What does this have to do with us?

For the most part asset managers in our retirement portfolios and in greater capital markets are judged on relative performance on a quarterly or annual basis, at best over a three year period and so for most of them their rational time horizon (ie. forever) is next quarter. If a risk is looming in the future and is inevitable, it’s largely irrelevant as the market could still go up by 10% next quarter and if you miss it then long-term performance (the manager’s long-term, not yours) will be crippled. Equally, for hot real estate markets the individuals driving the market in the loan companies, in the buying public, in the homebuilders, in the real estate brokerages were all incentivised in a vicious cycle to get the deal done as fast as possible, racing against everyone else to get it done fast at a high price (or else prices would be higher tomorrow). George Soros called it “Reflexivity”, but whatever the name it’s a disaster waiting to happen.
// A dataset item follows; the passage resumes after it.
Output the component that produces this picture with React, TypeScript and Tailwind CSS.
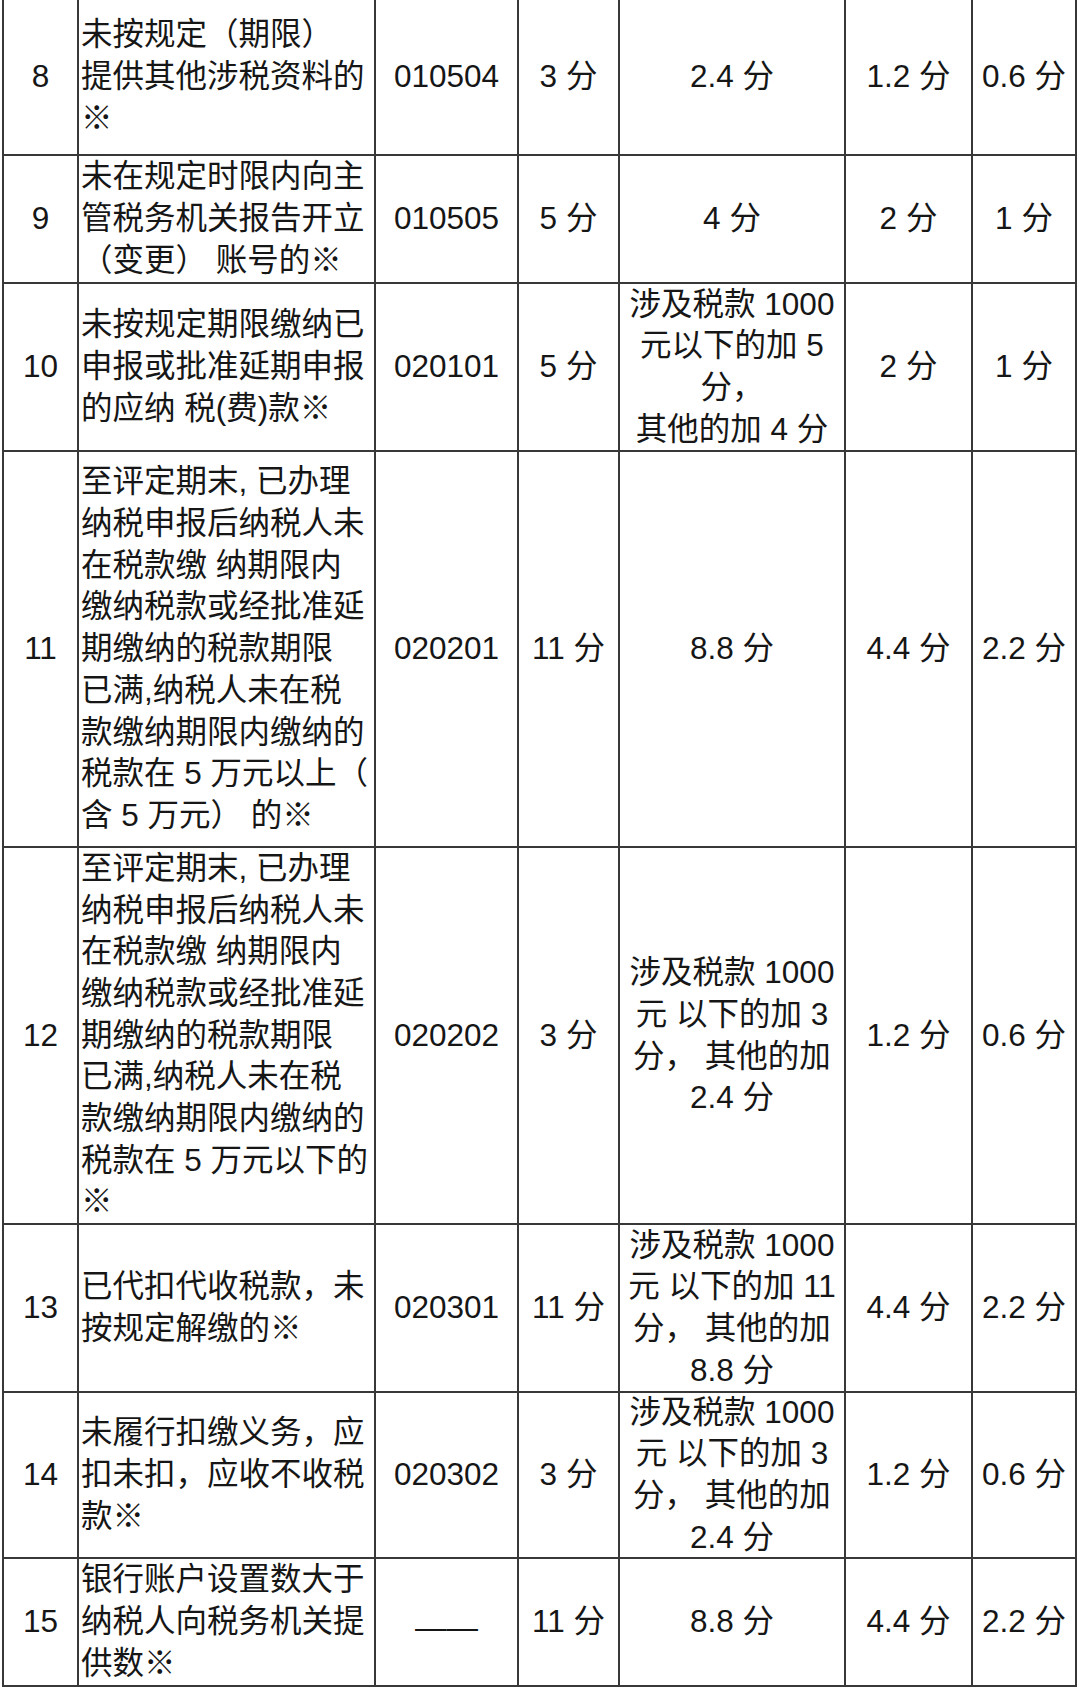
type Row = {
  no: string;
  desc: string[];
  code: string;
  base: string;
  rule: string[];
  mid: string;
  low: string;
};

const longHead = [
  "至评定期末, 已办理",
  "纳税申报后纳税人未",
  "在税款缴 纳期限内",
  "缴纳税款或经批准延",
  "期缴纳的税款期限",
  "已满,纳税人未在税",
  "款缴纳期限内缴纳的",
];

const rows: Row[] = [
  {
    no: "8",
    desc: ["未按规定（期限）", "提供其他涉税资料的", "※"],
    code: "010504",
    base: "3 分",
    rule: ["2.4 分"],
    mid: "1.2 分",
    low: "0.6 分",
  },
  {
    no: "9",
    desc: ["未在规定时限内向主", "管税务机关报告开立", "（变更） 账号的※"],
    code: "010505",
    base: "5 分",
    rule: ["4 分"],
    mid: "2 分",
    low: "1 分",
  },
  {
    no: "10",
    desc: ["未按规定期限缴纳已", "申报或批准延期申报", "的应纳 税(费)款※"],
    code: "020101",
    base: "5 分",
    rule: ["涉及税款 1000", "元以下的加 5", "分，", "其他的加 4 分"],
    mid: "2 分",
    low: "1 分",
  },
  {
    no: "11",
    desc: [...longHead, "税款在 5 万元以上（", "含 5 万元） 的※"],
    code: "020201",
    base: "11 分",
    rule: ["8.8 分"],
    mid: "4.4 分",
    low: "2.2 分",
  },
  {
    no: "12",
    desc: [...longHead, "税款在 5 万元以下的", "※"],
    code: "020202",
    base: "3 分",
    rule: ["涉及税款 1000", "元 以下的加 3", "分， 其他的加", "2.4 分"],
    mid: "1.2 分",
    low: "0.6 分",
  },
  {
    no: "13",
    desc: ["已代扣代收税款，未", "按规定解缴的※"],
    code: "020301",
    base: "11 分",
    rule: ["涉及税款 1000", "元 以下的加 11", "分， 其他的加", "8.8 分"],
    mid: "4.4 分",
    low: "2.2 分",
  },
  {
    no: "14",
    desc: ["未履行扣缴义务，应", "扣未扣，应收不收税", "款※"],
    code: "020302",
    base: "3 分",
    rule: ["涉及税款 1000", "元 以下的加 3", "分， 其他的加", "2.4 分"],
    mid: "1.2 分",
    low: "0.6 分",
  },
  {
    no: "15",
    desc: ["银行账户设置数大于", "纳税人向税务机关提", "供数※"],
    code: "——",
    base: "11 分",
    rule: ["8.8 分"],
    mid: "4.4 分",
    low: "2.2 分",
  },
];

const cell = "bg-white flex items-center justify-center text-center";

export default function App() {
  return (
    <div
      className="w-[1080px] h-[1689px] bg-white text-[#161616] text-[31.5px] leading-[41.7px]"
      style={{ fontFamily: '"Liberation Sans", "Noto Sans CJK SC", sans-serif' }}
    >
      <div className="ml-[2px] w-fit grid grid-cols-[73px_295px_141px_99px_224px_125px_102px] grid-rows-[154px_126px_166px_394px_375px_166px_164px_126px] gap-[2px] bg-[#383838] px-[2px] pb-[2px]">
        {rows.map((r) => (
          <div key={r.no} className="contents">
            <div className={cell}>{r.no}</div>
            <div className="bg-white flex flex-col justify-center pl-[2px]">
              {r.desc.map((line, i) => (
                <div key={i} className="whitespace-pre">
                  {line}
                </div>
              ))}
            </div>
            <div className={cell}>
              {r.code === "——" ? (
                <span className="translate-y-[6px]">——</span>
              ) : (
                r.code
              )}
            </div>
            <div className={cell}>
              <span className="whitespace-pre">{r.base}</span>
            </div>
            <div className={`${cell} flex-col`}>
              {r.rule.map((line, i) => (
                <div key={i} className="whitespace-pre">
                  {line}
                </div>
              ))}
            </div>
            <div className={cell}>
              <span className="whitespace-pre">{r.mid}</span>
            </div>
            <div className={cell}>
              <span className="whitespace-pre">{r.low}</span>
            </div>
          </div>
        ))}
      </div>
    </div>
  );
}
How does this relate to Bermuda?

Quite simply, I see none of the speculative excess in Bermuda’s real estate market. Money in real estate is driven by fundamentals – builders adding value by raising the economic value of property, rental yields at investment levels, and lending characterised by generally sensible risk controls (lending 55% of income to someone with sufficient income to buy in Bermuda is not a major risk as 45% of income or even 25% of income is enough to cover fixed expenses in a crunch. I do think that construction is in an excessive boom in part due to inefficient markets resulting in excessive prices in some cases, booms always lead to the possibility that there will possibly be a cull of the more poorly capitalized and run construction firms in the next few years.

What’s the lesson?

What are decision maker’s incentives? Are they aligned with our interests as long-term shareholders of the economic vehicle we call Bermuda?

As always, thanks for reading (especially if you made it this far).

1 Comment

  1. Gordon Byrn said,

    November 23, 2007 at 5:27 am

    I’d go long Bermuda property if I was a local — pretty acute supply/demand imbalance on your fair isle!